* start Material for this task *

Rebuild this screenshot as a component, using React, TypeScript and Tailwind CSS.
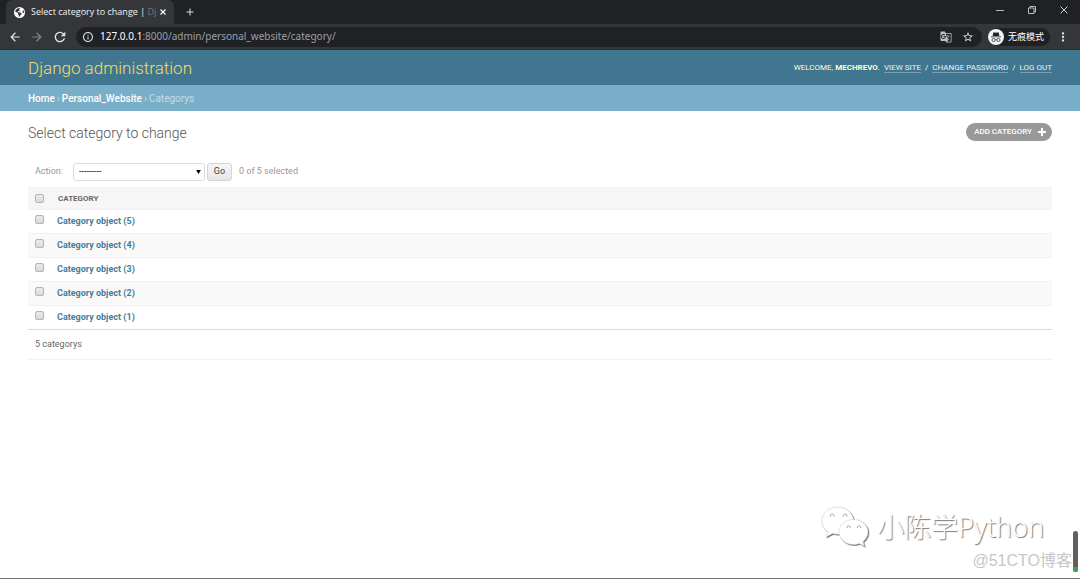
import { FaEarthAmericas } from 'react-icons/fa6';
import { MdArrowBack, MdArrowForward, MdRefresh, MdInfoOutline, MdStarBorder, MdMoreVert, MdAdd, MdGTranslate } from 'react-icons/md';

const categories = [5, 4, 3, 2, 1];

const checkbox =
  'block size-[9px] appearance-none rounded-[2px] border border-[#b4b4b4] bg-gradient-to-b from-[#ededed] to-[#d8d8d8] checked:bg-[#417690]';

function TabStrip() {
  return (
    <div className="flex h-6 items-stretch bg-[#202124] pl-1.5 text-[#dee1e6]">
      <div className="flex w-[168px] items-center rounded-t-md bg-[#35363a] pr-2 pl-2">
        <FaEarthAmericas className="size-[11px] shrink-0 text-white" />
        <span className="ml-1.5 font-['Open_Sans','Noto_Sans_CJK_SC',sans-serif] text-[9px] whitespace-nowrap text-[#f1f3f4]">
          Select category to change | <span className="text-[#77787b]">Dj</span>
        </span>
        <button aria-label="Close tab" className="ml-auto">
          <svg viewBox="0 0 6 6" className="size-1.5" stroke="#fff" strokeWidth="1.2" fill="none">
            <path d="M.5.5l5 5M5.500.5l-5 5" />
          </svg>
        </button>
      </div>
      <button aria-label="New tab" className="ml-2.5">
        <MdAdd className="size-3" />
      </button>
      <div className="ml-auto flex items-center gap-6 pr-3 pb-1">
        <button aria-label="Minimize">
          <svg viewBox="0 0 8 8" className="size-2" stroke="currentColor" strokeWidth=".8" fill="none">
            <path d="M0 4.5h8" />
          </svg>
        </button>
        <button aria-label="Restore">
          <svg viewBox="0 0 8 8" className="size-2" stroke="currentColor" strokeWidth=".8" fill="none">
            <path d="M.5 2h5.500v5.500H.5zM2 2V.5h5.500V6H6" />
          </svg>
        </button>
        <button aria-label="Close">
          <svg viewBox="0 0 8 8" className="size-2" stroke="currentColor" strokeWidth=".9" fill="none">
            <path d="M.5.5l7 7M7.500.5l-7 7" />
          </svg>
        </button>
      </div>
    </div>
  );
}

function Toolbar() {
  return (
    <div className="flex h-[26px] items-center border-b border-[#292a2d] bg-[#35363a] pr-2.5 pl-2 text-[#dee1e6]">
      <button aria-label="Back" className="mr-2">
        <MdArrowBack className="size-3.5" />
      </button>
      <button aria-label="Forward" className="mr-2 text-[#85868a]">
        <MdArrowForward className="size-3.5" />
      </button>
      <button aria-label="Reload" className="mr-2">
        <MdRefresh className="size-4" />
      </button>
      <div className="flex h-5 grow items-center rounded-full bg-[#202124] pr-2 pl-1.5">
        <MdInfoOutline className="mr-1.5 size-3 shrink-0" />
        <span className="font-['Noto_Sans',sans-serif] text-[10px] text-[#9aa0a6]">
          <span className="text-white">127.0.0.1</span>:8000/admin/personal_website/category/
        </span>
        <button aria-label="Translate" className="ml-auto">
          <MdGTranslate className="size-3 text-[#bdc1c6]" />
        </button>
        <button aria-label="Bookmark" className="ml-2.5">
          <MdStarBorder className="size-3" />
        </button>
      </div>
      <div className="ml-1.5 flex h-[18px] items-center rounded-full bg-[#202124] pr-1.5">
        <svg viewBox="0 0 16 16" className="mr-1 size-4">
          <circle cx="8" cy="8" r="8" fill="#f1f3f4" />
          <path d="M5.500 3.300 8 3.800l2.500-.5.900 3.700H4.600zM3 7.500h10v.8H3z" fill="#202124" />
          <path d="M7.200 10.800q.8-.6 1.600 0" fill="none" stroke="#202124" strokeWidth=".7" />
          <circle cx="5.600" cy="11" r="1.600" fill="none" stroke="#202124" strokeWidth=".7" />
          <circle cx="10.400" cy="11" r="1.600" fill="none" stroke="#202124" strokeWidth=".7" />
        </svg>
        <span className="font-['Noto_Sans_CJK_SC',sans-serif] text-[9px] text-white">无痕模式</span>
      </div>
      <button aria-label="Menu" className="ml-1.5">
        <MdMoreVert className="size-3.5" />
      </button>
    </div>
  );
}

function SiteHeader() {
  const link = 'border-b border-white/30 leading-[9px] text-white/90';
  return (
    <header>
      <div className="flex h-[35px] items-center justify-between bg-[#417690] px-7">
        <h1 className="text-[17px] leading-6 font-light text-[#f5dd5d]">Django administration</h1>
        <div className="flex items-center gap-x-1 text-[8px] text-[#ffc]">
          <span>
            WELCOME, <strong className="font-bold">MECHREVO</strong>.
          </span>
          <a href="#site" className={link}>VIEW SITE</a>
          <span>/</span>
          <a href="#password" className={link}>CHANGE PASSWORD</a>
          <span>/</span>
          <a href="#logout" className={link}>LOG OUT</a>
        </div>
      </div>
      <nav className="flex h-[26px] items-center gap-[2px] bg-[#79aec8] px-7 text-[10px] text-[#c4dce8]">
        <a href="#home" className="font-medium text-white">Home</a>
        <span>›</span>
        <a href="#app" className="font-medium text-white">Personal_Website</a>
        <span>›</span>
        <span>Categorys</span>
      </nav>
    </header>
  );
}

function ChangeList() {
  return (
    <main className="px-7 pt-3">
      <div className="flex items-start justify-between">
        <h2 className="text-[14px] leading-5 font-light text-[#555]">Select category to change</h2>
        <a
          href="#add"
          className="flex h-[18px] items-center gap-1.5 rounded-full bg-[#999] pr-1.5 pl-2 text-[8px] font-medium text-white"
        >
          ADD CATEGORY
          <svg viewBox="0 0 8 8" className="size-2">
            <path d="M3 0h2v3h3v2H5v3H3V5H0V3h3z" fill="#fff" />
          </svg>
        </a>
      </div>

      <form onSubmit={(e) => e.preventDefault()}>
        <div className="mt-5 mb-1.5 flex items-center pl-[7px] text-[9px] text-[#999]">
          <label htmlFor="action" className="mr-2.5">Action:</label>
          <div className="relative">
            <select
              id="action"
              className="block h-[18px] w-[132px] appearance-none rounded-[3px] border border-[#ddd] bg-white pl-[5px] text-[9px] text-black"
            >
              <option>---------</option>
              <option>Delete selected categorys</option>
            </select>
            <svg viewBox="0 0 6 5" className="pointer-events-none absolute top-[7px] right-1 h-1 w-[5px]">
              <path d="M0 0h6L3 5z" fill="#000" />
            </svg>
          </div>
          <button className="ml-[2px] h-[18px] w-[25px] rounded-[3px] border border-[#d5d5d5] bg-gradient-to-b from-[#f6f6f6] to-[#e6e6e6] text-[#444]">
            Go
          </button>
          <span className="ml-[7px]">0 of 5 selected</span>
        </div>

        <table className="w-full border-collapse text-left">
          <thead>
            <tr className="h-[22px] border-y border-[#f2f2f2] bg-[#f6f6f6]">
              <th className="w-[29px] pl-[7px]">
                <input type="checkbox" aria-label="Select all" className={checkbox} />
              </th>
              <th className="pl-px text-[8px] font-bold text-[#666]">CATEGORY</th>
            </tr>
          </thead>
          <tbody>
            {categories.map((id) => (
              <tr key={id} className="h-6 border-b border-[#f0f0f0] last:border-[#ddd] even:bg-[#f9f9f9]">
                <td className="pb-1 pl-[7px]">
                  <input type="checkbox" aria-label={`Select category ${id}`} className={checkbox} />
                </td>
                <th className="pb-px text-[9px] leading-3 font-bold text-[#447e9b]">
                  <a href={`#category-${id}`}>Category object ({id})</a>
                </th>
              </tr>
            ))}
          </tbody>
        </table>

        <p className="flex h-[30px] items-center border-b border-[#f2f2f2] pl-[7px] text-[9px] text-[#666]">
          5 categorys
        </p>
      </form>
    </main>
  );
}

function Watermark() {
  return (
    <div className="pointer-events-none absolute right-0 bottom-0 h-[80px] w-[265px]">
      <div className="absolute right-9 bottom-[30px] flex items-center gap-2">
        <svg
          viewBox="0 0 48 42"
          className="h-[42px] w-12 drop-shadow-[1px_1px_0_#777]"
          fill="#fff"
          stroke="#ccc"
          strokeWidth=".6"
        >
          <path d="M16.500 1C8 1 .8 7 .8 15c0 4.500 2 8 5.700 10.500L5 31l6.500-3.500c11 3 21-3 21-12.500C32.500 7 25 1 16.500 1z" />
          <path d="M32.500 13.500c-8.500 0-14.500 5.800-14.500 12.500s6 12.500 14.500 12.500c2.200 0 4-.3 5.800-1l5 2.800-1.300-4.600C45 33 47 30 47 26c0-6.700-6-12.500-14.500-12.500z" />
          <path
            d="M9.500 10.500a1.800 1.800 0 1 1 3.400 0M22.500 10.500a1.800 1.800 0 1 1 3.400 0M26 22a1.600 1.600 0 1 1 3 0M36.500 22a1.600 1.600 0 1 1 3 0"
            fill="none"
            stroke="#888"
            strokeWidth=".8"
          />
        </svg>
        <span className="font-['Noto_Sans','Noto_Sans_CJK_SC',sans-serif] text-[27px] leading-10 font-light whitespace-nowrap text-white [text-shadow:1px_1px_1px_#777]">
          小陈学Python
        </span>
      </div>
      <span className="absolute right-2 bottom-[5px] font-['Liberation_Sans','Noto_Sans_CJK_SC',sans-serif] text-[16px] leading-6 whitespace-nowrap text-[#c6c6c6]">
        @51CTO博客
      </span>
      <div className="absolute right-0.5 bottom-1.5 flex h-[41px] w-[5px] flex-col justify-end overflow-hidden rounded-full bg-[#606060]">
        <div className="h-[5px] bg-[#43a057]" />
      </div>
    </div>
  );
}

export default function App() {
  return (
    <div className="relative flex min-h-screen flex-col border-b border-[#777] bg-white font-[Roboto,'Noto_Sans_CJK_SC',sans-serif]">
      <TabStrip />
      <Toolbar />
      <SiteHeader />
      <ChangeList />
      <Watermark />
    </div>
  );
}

* end Material for this task *
* start Material for this task *

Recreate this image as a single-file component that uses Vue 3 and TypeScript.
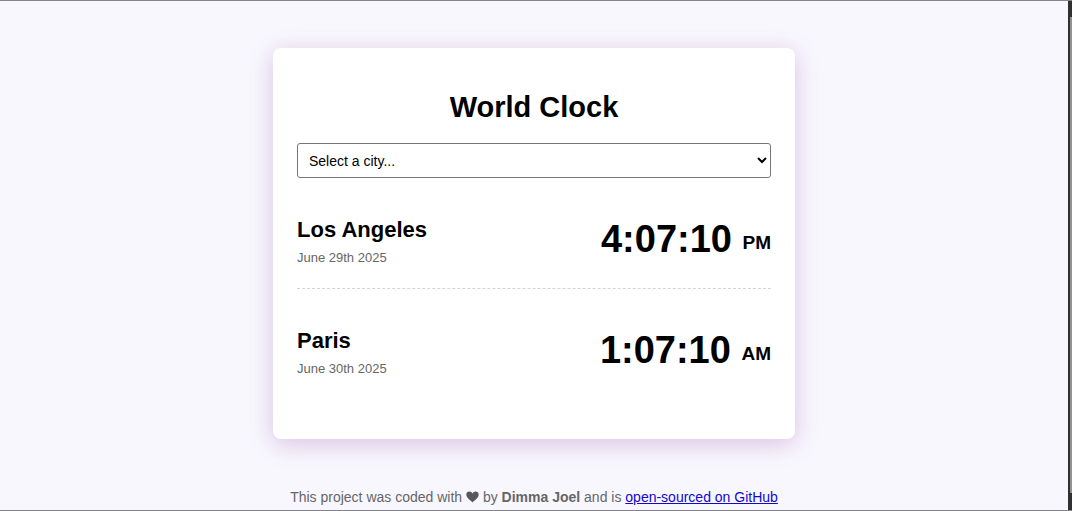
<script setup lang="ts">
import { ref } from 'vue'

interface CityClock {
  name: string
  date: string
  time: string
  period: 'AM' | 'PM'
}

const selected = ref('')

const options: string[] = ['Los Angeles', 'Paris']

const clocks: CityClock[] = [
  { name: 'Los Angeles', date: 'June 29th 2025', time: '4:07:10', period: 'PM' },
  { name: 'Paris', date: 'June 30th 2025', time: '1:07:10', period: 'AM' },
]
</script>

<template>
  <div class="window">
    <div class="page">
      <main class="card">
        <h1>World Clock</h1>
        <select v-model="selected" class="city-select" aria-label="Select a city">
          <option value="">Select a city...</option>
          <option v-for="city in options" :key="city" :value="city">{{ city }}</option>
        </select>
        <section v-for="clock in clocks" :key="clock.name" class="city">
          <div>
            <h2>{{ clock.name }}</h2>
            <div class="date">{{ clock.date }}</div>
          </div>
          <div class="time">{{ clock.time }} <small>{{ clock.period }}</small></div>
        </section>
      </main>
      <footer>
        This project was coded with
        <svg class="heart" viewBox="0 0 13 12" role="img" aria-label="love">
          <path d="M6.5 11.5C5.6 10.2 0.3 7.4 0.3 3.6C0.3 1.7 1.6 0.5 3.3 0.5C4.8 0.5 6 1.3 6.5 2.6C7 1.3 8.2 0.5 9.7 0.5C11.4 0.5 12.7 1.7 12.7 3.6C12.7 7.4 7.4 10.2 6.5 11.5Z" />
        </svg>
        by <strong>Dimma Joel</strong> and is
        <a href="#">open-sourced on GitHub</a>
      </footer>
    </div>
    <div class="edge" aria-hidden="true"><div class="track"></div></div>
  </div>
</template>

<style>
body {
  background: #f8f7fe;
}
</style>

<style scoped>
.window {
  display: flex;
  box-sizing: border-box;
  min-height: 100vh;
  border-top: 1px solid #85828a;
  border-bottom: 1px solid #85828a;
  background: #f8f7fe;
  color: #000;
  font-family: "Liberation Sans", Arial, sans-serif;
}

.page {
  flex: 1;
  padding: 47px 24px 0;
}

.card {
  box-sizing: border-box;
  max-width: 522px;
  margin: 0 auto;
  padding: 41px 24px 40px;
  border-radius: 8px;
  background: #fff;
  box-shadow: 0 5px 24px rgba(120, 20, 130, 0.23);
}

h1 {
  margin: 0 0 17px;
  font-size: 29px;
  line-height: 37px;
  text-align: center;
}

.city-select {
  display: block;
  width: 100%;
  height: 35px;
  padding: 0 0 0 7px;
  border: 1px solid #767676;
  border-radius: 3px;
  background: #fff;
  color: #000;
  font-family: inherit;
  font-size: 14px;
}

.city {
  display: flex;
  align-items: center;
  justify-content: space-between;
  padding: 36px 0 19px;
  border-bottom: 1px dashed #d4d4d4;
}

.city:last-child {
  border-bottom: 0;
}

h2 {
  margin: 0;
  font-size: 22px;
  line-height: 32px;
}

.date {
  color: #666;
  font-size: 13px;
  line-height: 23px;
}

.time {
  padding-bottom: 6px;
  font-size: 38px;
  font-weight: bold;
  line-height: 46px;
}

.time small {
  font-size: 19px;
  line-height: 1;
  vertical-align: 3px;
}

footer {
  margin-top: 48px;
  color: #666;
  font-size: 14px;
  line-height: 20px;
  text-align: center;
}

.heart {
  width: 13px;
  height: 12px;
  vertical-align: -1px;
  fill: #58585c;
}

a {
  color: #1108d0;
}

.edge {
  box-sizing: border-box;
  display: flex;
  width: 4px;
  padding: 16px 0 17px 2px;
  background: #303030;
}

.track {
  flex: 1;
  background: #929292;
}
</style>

* end Material for this task *
* start Material for this task *

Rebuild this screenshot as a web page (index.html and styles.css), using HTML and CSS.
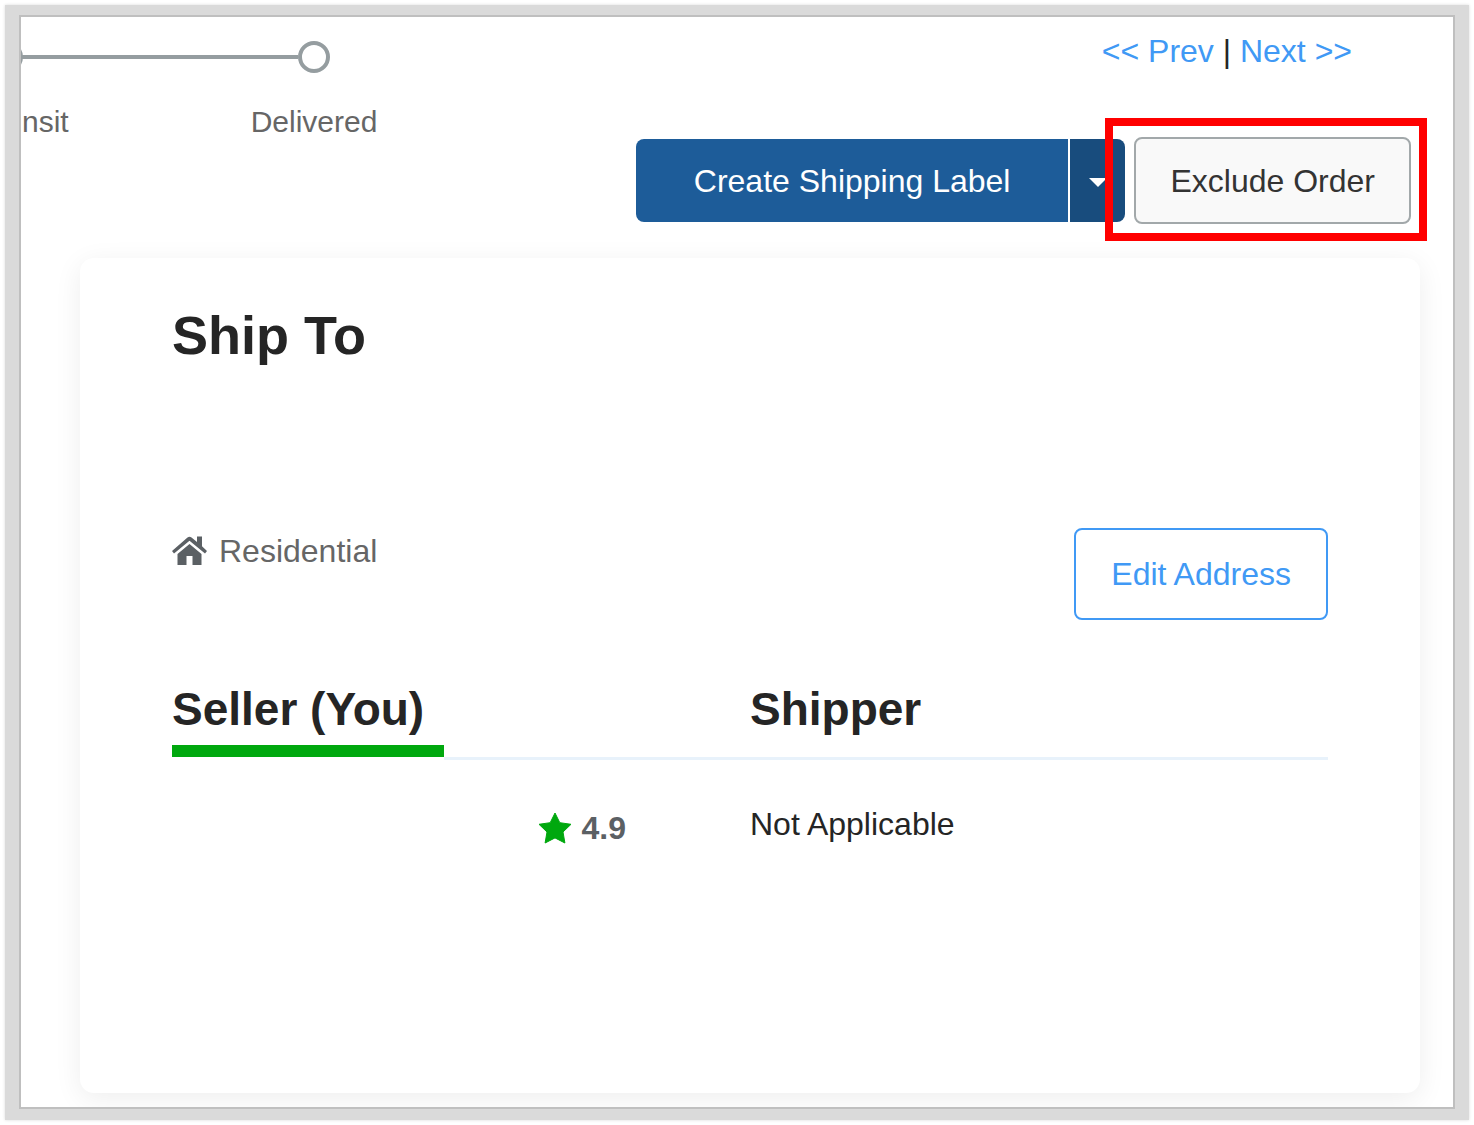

* end Material for this task *

→ **Work to be completed**
In the listing above, find the line containing "Rebuild this screenshot as a component, using" and the line containing "from-[#ededed] to-[#d8d8d8] checked:bg-[#417690]';", then return both of them and every line between, exactly, without pictures.

→ **Solved problem**
Rebuild this screenshot as a component, using React, TypeScript and Tailwind CSS.
import { FaEarthAmericas } from 'react-icons/fa6';
import { MdArrowBack, MdArrowForward, MdRefresh, MdInfoOutline, MdStarBorder, MdMoreVert, MdAdd, MdGTranslate } from 'react-icons/md';

const categories = [5, 4, 3, 2, 1];

const checkbox =
  'block size-[9px] appearance-none rounded-[2px] border border-[#b4b4b4] bg-gradient-to-b from-[#ededed] to-[#d8d8d8] checked:bg-[#417690]';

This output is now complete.